Experimental data on phase equilibria in nanomaterials are scarce. Production of nanopowders and their characterization with respect to the particle shape and size distribution remain a challenge. For phase equilibrium studies, the standard experimental techniques such as XRD, EPMA and SEM have to be supplemented with transmission electron microscopy and three- dimensional atom probe. Additionally, accurate surface energy measurements are required.
In typical examples below, the calculated phase diagrams are compared with available experimental data. Figure 1(a) compares the calculated melting points of pure gold for nanospheres and nanowires with experimental data. (Jiang et al.) There is a depression of the melting point with decreasing size, the depression being less pronounced for nanowires. The decrease of the critical transition temperatures in the nanorange for magnetic transitions (Curie and Neel temperatures), superconducting transitions and glass transitions in polymers were calculated from theoretical models by Jiang et al and compared with experimental data. Figure 1(b) from Lee et al. depicts the Ag-Au isomorphous binary phase diagram calculated for bulk material and in the nanorange. The available experimental data on the depression of the melting points in the nanorange for pure Ag and Au are plotted on the axes, showing satisfactory agreement. Similar phase diagrams were computed by Jiang et al for other isomorphous systems such as Cu-Ni, Ge-Si and Al2O3-Cr2O3. Figure 1(c) shows the calculated Au-Cu phase diagram with a congruent melting point. In the nanosize range, this point shifts downwards and also to Cu-rich compositions (G. Guisbiers, S. Mejia-Rosales, S. Khanal, F.Ruiz-Zepeda, R.L. Whetten, and M. Jose-Yacaman, Nano Lett., 2014, 14(11),
Fig. 2 Ni-Sn binary phase diagram (a) for bulk material, and (b) for nanoparticles of radius ~5 nm (Kroupa et al)

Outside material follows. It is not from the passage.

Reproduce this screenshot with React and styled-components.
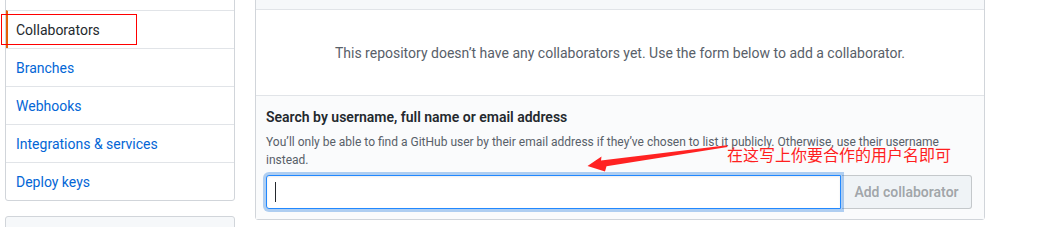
import React from "react";
import styled, { createGlobalStyle } from "styled-components";

const Global = createGlobalStyle`
  html, body { margin: 0; padding: 0; background: #fff; overflow: hidden; height: 227px; }
  body { font-family: Roboto, "Noto Sans", "Liberation Sans", sans-serif; color: #24292e; }
  #root { height: 227px; overflow: hidden; }
  * { box-sizing: border-box; }
`;

const Page = styled.div`
  position: relative;
  display: flex;
  align-items: flex-start;
  gap: 20px;
  padding-left: 5px;
  margin-top: -28px;
  width: 1038px;
`;

const SideCol = styled.div`
  width: 230px;
  display: flex;
  flex-direction: column;
  gap: 15px;
`;

const Menu = styled.nav`
  border: 1px solid #d1d5da;
  border-radius: 3px;
  background: #fff;
  display: flex;
  flex-direction: column;
`;

const MenuItem = styled.a`
  display: block;
  height: ${(p) => (p.$first ? "37px" : "38px")};
  line-height: 38px;
  border-top: ${(p) => (p.$first ? "none" : "1px solid #e1e4e8")};
  padding-left: ${(p) => (p.$selected ? "8px" : "10px")};
  border-left: ${(p) => (p.$selected ? "2px solid #e36209" : "none")};
  font-size: 14px;
  color: ${(p) => (p.$selected ? "#24292e" : "#0366d6")};
  text-decoration: none;
  white-space: nowrap;
`;

const SecondBox = styled.div`
  height: 40px;
  border: 1px solid #d1d5da;
  border-radius: 3px;
  background: #f6f8fa;
`;

const Panel = styled.section`
  width: 730px;
  border: 1px solid #d1d5da;
  border-radius: 3px;
  display: flex;
  flex-direction: column;
`;

const PanelHead = styled.div`
  height: 37px;
  background: #f6f8fa;
  border-bottom: 1px solid #e1e4e8;
`;

const Blank = styled.div`
  padding: 33px 0 31px;
  line-height: 21px;
  font-size: 14px;
  color: #586069;
  text-align: center;
  background: #fff;
  border-bottom: 1px solid #e1e4e8;
`;

const Form = styled.div`
  background: #fafbfc;
  padding: 10px 12px 10px 10px;
  display: flex;
  flex-direction: column;
`;

const Label = styled.label`
  font-size: 14px;
  font-weight: 600;
  line-height: 21px;
  padding-top: 1px;
  color: #24292e;
`;

const Note = styled.p`
  margin: 5px 0 6px;
  font-size: 12px;
  line-height: 18px;
  color: #586069;
`;

const Group = styled.div`
  display: flex;
  height: 34px;
`;

const Field = styled.div`
  position: relative;
  flex: 1;
  display: flex;
  z-index: 1;
`;

const Input = styled.input`
  flex: 1;
  height: 34px;
  padding: 6px 8px;
  font-size: 14px;
  border: 1px solid #2188ff;
  border-radius: 3px 0 0 3px;
  outline: none;
  background: #fff;
  box-shadow: inset 0 1px 2px rgba(27, 31, 35, 0.075), 0 0 0 3px rgba(3, 102, 214, 0.3);
`;

const Caret = styled.span`
  position: absolute;
  left: 9px;
  top: 7px;
  width: 1px;
  height: 20px;
  background: #24292e;
`;

const Button = styled.button`
  width: 130px;
  margin-left: 1px;
  height: 34px;
  font-family: inherit;
  font-size: 14px;
  font-weight: 600;
  color: rgba(36, 41, 46, 0.4);
  background: #eff3f6;
  border: 1px solid rgba(27, 31, 35, 0.2);
  border-left: none;
  border-radius: 0 3px 3px 0;
  padding: 0 10px;
  white-space: nowrap;
`;

const RedBox = styled.div`
  position: absolute;
  left: 1px;
  top: 42px;
  width: 136px;
  height: 31px;
  border: 1px solid #f00;
  pointer-events: none;
`;

const Annotation = styled.div`
  position: absolute;
  left: 727px;
  top: 174px;
  font-family: "Noto Sans CJK SC", sans-serif;
  font-size: 16px;
  line-height: 16px;
  color: #ff1f1f;
  white-space: nowrap;
`;

const ArrowSvg = styled.svg`
  position: absolute;
  left: 0;
  top: 28px;
  pointer-events: none;
`;

const items = ["Collaborators", "Branches", "Webhooks", "Integrations & services", "Deploy keys"];

export default function App() {
  return (
    <>
      <Global />
      <Page>
        <SideCol>
          <Menu>
            <MenuItem $first href="#">Options</MenuItem>
            {items.map((t, i) => (
              <MenuItem key={t} href="#" $selected={i === 0}>
                {t}
              </MenuItem>
            ))}
          </Menu>
          <SecondBox />
        </SideCol>
        <Panel>
          <PanelHead />
          <Blank>
            This repository doesn’t have any collaborators yet. Use the form below to add a collaborator.
          </Blank>
          <Form>
            <Label>Search by username, full name or email address</Label>
            <Note>
              You’ll only be able to find a GitHub user by their email address if they’ve chosen to list it
              publicly. Otherwise, use their username instead.
            </Note>
            <Group>
              <Field>
                <Input type="text" />
                <Caret />
              </Field>
              <Button disabled>Add collaborator</Button>
            </Group>
          </Form>
        </Panel>
        <RedBox />
        <Annotation>在这写上你要合作的用户名即可</Annotation>
        <ArrowSvg width="1038" height="227" viewBox="0 0 1038 227">
          <polygon
            points="587.5,166 601.5,156.5 601,160.5 727,145.3 727.5,147 606.5,166.3 605,171.5"
            fill="#f22"
          />
        </ArrowSvg>
      </Page>
    </>
  );
}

p 6718-6726). Figure 1(d) shows the calculated Ag-Cu eutectic system for bulk material, nanospheres of radius equal to 5 nm and for thin films of thickness equal to 10 nm (Garzel et al). The energy of the interface between the film and the substrate was not considered by Garzel et al. In the nanorange, a shift of the eutectic composition to the left towards Ag-rich compositions is seen.
Calculations have been reported for binary systems with several intermediate phases and invariant reactions. Figure 2 shows the Ni-Sn system for bulk material and for nanospheres (r = 5 nm) (Kroupa et al). The depression of both the stability regions of the intermetallic compounds and the invariant reactions to lower temperatures is evident. The invariant reactions remain the same. No experimental results are available for comparison.
In conclusion, the all-pervasive influence of the nano phenomenon on the phase equilibria in materials is well established. Experimentation and validation of the experimental results by computer calculations are daunting tasks. Production of nanocrystals and their characterization in terms of size and shape are by no means easy. Phase equilibrium studies require additional tools for reliable measurements in the nanorange. Theoretical modelling will surely undergo further refinements in future. This vast emerging field offers an excellent opportunity for the ‘‘brave’’ to delve into!